(Problem)
Review the material line by line. Identify and copy every line that contains the string "with".

(Code that builds pages)
__________
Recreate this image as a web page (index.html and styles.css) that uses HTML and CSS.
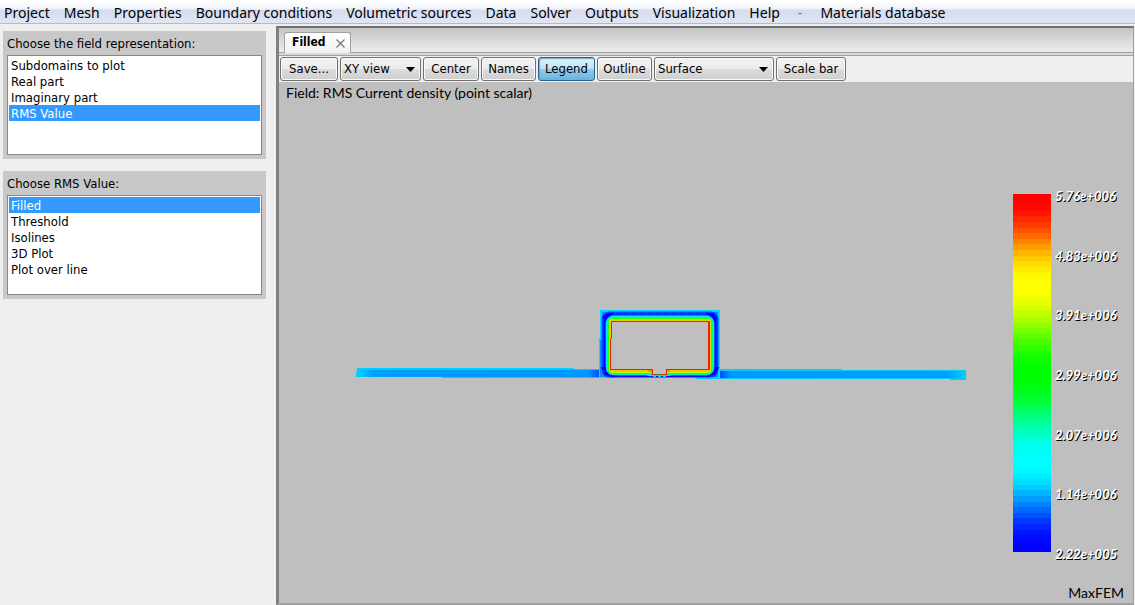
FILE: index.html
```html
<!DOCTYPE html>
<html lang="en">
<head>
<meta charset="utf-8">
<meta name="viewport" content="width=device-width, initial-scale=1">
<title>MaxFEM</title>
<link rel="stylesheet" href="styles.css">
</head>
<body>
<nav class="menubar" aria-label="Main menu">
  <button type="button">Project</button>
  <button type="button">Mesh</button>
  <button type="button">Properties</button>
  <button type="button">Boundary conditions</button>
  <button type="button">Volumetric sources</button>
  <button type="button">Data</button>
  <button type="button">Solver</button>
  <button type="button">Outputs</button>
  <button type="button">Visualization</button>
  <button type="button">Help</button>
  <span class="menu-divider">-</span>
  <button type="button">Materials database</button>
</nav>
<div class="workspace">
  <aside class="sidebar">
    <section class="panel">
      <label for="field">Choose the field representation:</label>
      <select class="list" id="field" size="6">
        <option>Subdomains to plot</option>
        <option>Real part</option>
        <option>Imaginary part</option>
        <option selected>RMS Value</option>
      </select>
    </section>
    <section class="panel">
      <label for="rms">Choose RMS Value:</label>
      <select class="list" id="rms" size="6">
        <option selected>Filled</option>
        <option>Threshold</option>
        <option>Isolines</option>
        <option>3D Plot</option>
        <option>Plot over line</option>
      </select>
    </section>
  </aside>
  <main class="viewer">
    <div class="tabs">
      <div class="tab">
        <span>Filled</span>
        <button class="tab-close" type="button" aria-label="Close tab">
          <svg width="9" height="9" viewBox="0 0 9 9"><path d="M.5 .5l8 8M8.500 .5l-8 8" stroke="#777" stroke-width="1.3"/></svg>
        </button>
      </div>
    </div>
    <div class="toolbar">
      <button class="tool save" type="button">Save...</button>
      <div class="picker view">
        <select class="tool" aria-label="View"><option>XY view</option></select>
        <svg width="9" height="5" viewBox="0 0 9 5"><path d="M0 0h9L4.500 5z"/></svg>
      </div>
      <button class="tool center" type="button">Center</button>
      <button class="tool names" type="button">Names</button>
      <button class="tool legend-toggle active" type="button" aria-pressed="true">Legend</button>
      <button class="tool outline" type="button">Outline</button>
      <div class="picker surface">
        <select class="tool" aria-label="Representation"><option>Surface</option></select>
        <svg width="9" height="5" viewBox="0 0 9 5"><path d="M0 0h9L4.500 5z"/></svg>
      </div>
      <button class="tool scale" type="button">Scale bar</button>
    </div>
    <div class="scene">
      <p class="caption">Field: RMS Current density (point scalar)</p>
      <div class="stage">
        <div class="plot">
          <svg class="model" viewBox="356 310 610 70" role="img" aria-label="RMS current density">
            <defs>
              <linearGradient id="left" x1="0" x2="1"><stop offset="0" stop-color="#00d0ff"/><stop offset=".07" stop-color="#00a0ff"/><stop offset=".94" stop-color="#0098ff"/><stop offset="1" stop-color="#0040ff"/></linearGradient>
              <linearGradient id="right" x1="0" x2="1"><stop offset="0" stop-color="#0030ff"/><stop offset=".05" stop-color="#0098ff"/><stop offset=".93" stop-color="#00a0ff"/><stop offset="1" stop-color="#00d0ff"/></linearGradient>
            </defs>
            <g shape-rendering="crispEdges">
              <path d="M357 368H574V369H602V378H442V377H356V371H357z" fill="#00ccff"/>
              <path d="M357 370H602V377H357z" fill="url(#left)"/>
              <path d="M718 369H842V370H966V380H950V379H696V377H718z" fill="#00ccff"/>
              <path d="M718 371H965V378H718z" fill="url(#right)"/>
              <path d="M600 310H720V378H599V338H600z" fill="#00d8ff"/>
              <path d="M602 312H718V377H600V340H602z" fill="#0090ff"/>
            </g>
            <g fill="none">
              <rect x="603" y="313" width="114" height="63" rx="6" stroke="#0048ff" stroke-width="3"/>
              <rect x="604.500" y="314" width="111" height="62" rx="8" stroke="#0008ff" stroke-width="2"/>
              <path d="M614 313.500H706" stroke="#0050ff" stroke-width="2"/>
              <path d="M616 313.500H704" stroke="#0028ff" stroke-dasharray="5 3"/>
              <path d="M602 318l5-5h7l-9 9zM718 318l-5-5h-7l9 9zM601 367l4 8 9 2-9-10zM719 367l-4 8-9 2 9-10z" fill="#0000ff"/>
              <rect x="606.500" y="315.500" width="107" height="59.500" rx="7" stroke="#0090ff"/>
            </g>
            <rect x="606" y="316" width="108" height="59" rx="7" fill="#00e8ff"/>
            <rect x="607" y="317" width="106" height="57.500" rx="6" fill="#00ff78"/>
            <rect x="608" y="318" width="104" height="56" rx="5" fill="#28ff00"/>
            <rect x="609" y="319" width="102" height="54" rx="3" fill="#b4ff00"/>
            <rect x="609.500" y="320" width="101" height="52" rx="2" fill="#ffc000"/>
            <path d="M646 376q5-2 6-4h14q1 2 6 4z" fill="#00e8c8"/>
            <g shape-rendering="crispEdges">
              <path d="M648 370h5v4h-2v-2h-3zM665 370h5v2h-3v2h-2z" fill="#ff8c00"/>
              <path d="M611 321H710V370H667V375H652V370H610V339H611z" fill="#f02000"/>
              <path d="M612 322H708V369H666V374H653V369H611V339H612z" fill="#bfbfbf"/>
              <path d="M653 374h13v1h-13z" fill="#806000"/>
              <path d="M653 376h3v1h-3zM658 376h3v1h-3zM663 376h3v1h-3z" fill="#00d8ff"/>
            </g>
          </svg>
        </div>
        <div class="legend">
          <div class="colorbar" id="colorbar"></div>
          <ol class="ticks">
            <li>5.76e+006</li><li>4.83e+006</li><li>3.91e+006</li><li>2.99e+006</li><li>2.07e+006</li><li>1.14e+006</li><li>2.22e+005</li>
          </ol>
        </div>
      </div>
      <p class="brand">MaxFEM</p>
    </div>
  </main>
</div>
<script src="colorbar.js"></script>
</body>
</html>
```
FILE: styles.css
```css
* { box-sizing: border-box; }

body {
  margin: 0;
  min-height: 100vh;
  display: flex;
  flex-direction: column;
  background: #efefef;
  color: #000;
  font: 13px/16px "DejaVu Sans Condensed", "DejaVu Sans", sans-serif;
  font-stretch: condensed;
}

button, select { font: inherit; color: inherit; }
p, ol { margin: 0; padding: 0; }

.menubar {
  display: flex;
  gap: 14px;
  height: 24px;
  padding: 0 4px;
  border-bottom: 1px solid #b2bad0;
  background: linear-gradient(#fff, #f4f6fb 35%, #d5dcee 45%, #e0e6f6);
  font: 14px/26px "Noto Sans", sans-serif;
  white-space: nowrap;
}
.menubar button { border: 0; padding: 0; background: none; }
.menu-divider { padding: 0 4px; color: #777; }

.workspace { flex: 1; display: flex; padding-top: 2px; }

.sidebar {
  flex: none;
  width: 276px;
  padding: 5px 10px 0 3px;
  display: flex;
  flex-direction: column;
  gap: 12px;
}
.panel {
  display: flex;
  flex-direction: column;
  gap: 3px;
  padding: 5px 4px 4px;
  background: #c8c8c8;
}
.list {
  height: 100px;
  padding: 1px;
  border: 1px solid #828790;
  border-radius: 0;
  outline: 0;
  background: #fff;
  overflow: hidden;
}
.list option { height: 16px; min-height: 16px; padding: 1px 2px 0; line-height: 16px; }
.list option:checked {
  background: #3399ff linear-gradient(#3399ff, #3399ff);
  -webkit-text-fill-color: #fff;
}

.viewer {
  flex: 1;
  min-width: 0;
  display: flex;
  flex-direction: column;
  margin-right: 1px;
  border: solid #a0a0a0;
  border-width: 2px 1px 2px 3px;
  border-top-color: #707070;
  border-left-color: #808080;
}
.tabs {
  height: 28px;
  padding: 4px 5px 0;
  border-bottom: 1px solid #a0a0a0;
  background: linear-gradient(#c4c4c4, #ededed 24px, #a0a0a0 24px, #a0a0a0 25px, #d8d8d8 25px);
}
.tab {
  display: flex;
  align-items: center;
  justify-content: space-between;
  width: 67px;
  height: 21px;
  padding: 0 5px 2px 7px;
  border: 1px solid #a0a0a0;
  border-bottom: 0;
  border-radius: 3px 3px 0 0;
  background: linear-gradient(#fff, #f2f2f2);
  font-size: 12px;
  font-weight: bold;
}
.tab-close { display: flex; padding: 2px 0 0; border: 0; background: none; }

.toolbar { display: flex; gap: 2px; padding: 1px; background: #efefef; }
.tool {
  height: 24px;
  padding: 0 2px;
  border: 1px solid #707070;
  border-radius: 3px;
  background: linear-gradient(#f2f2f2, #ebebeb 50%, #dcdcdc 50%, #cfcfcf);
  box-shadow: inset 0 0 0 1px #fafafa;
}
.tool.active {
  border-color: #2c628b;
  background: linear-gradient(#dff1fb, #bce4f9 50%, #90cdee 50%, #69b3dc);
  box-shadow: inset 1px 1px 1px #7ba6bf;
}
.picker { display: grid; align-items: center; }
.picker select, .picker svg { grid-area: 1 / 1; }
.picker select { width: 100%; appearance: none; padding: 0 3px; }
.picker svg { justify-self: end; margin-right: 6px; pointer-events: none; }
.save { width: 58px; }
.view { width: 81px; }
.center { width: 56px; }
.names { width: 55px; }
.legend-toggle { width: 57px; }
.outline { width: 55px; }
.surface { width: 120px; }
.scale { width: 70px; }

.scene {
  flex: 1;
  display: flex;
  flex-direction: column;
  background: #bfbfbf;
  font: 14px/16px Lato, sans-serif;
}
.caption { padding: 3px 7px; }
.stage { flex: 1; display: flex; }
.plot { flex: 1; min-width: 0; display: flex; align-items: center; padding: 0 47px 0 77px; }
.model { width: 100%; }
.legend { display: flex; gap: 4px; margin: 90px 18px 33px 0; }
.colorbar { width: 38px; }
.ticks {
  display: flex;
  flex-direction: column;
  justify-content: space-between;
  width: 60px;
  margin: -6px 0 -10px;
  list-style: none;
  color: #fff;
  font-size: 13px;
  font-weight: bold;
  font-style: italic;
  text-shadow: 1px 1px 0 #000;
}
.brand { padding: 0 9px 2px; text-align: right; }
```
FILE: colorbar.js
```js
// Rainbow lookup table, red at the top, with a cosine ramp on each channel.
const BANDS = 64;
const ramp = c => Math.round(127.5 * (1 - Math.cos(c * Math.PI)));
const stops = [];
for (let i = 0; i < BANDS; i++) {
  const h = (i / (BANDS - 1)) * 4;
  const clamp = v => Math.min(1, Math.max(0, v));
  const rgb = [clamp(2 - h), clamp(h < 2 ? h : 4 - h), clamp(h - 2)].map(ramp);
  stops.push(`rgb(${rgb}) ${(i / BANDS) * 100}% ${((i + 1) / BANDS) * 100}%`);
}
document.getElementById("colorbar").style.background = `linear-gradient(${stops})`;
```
__________
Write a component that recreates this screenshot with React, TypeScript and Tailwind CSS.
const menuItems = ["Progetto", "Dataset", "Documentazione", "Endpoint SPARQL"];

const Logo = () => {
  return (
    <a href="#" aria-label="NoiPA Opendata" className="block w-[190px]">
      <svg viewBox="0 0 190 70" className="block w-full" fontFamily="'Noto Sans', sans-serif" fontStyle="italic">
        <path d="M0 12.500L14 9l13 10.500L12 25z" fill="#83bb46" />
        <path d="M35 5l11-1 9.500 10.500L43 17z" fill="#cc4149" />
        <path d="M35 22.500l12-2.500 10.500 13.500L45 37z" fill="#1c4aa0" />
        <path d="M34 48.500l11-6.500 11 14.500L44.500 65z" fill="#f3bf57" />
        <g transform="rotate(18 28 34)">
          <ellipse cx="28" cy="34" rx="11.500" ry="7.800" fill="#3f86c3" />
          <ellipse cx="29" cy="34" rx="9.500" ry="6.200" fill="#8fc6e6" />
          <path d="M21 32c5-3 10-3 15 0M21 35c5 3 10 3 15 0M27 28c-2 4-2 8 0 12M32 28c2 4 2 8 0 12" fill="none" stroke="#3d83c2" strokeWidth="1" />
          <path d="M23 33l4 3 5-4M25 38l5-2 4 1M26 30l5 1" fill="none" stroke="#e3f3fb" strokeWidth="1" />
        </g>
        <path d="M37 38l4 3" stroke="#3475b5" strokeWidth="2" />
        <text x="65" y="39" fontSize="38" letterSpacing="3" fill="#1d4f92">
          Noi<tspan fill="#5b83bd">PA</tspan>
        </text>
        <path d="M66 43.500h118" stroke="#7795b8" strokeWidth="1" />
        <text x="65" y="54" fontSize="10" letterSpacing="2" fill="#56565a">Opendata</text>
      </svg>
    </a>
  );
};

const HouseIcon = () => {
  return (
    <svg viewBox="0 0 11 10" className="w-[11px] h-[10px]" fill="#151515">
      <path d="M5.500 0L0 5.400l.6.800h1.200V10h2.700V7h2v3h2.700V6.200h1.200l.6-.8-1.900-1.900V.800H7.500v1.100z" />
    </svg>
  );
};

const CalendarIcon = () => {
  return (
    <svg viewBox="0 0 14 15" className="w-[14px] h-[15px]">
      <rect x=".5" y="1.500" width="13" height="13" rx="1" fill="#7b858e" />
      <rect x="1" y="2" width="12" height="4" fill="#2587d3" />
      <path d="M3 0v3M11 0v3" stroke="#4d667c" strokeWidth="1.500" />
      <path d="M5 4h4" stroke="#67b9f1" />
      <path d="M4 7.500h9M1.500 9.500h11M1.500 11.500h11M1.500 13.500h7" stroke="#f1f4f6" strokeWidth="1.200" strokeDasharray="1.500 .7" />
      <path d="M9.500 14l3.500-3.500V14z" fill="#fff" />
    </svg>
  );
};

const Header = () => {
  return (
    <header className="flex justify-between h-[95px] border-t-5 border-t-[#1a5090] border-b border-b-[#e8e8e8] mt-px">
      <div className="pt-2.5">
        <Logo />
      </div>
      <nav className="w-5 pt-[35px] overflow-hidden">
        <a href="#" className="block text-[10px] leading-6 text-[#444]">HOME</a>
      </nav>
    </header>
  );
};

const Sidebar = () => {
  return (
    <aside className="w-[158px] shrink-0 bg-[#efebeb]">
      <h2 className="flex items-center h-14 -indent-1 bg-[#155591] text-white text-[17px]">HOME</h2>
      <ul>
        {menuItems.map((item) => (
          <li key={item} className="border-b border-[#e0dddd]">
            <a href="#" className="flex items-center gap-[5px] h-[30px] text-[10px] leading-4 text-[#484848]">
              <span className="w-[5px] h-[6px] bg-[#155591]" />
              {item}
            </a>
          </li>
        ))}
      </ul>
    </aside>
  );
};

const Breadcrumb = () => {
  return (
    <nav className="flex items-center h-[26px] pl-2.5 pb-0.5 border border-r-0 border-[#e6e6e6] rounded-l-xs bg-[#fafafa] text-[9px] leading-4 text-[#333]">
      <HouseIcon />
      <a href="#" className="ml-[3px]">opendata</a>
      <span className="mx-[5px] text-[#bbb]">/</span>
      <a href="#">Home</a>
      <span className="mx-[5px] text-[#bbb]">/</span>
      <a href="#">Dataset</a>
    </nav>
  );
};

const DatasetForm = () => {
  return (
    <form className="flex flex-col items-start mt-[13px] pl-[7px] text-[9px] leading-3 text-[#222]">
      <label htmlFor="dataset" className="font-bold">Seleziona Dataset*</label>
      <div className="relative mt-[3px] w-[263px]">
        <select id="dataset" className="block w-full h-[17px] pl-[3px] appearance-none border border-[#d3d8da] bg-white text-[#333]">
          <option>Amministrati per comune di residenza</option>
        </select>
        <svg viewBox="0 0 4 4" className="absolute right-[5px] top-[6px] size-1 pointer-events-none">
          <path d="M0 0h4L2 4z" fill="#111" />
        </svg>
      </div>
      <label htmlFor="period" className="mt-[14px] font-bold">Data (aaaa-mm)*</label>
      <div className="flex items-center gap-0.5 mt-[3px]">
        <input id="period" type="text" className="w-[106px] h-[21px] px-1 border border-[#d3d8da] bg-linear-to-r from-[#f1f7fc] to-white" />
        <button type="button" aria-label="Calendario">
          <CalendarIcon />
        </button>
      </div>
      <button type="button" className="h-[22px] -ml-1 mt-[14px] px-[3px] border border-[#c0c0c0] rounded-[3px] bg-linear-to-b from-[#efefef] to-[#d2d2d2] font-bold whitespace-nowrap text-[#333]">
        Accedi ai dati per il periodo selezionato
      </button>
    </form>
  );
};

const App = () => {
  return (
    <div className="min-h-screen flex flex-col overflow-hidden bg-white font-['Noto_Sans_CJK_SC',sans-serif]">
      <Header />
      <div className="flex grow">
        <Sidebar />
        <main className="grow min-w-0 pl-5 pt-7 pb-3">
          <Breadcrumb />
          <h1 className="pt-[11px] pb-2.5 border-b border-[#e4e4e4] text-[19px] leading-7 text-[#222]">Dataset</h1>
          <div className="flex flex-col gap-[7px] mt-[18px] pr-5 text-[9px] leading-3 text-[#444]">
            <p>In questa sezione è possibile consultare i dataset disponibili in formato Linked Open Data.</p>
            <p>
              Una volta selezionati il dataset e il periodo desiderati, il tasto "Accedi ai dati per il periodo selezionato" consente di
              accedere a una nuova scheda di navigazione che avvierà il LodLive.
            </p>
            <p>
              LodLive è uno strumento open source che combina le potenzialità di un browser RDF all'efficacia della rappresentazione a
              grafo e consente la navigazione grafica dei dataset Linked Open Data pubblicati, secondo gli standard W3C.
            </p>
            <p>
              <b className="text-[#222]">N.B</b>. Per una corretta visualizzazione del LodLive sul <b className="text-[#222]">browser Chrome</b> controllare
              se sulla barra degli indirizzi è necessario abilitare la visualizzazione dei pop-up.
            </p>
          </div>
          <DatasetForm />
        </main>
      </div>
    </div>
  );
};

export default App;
__________
(Full response)
// Rainbow lookup table, red at the top, with a cosine ramp on each channel.
Write a component that recreates this screenshot with React, TypeScript and Tailwind CSS.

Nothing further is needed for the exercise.